Following the German surrender, Rothenberger was arrested in Hamburg by British occupation troops and interned in Neumünster-Gadeland. In the subsequent Nuremberg Trials, Rothenberger was brought up on charges in the so-called Judges' Trial that opened on 5 March 1947 against 16 high-ranking judicial officials and judges of the Nazi regime. Three former state secretaries of the Justice Ministry, Rothenberger, Klemm and Schlegelberger, were defendants in the trial. He was charged with war crimes and crimes against humanity. He made one suicide attempt in his cell on 25 August.

Among the charges brought against Rothenberger were that he perverted and corrupted the justice system. He not only reproached and, in one case, removed subordinate judges for administering justice against Party officials, but also used his influence to achieve discriminatory actions favorable to Party officials and unfavorable to Poles and Jews. At the conclusion of the trial, he was found guilty and was sentenced by the American military tribunal on 4 December 1947 to seven years' imprisonment with credit for the time served in pre-trial detention.

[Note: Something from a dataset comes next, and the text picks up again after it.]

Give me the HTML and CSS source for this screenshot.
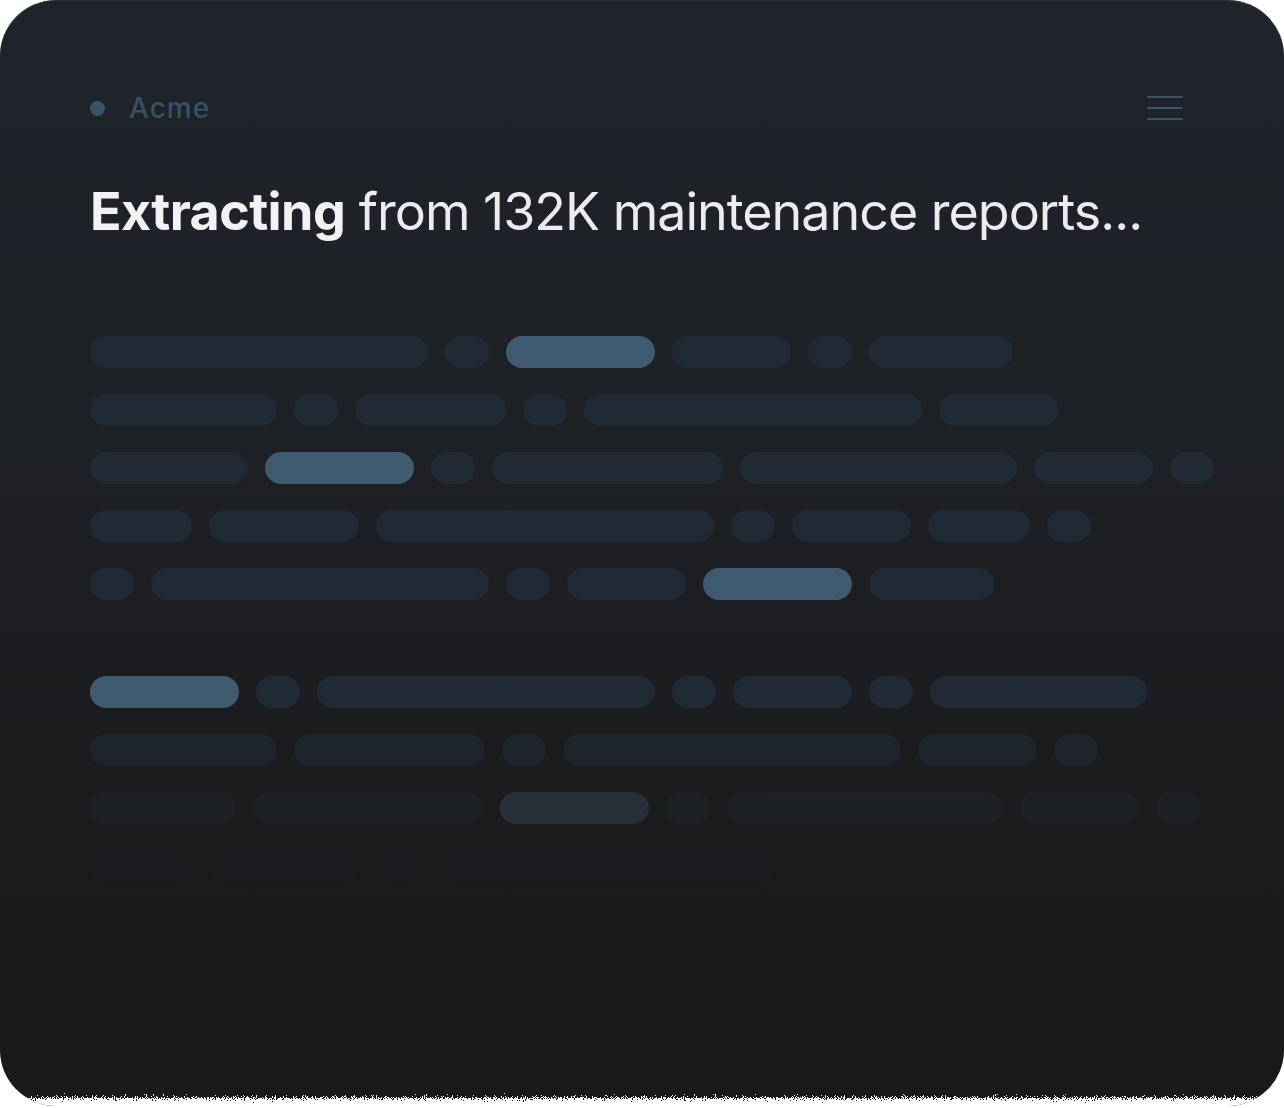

After being credited with additional time off for good behavior, Rothenberger was released from Landsberg prison on 25 August 1950. He settled in Pönitz, a section of Scharbeutz in Holstein, underwent denazification procedures in 1951 at Kiel and was classified as Category V (exonerated). In addition, in October 1952, the state awarded him a full pension as a retired higher regional court president, worth 1200 DM per month. By 1954, he moved back to Hamburg and obtained employment as a lawyer and law examination tutor. In March 1959, an article in the Frankfurter Rundschau publicized his activities during the Nazi regime and by July an investigation was launched that could have implications for his employment and pension eligibility. On 1 September, Rothenberger committed suicide by hanging himself in his Hamburg home.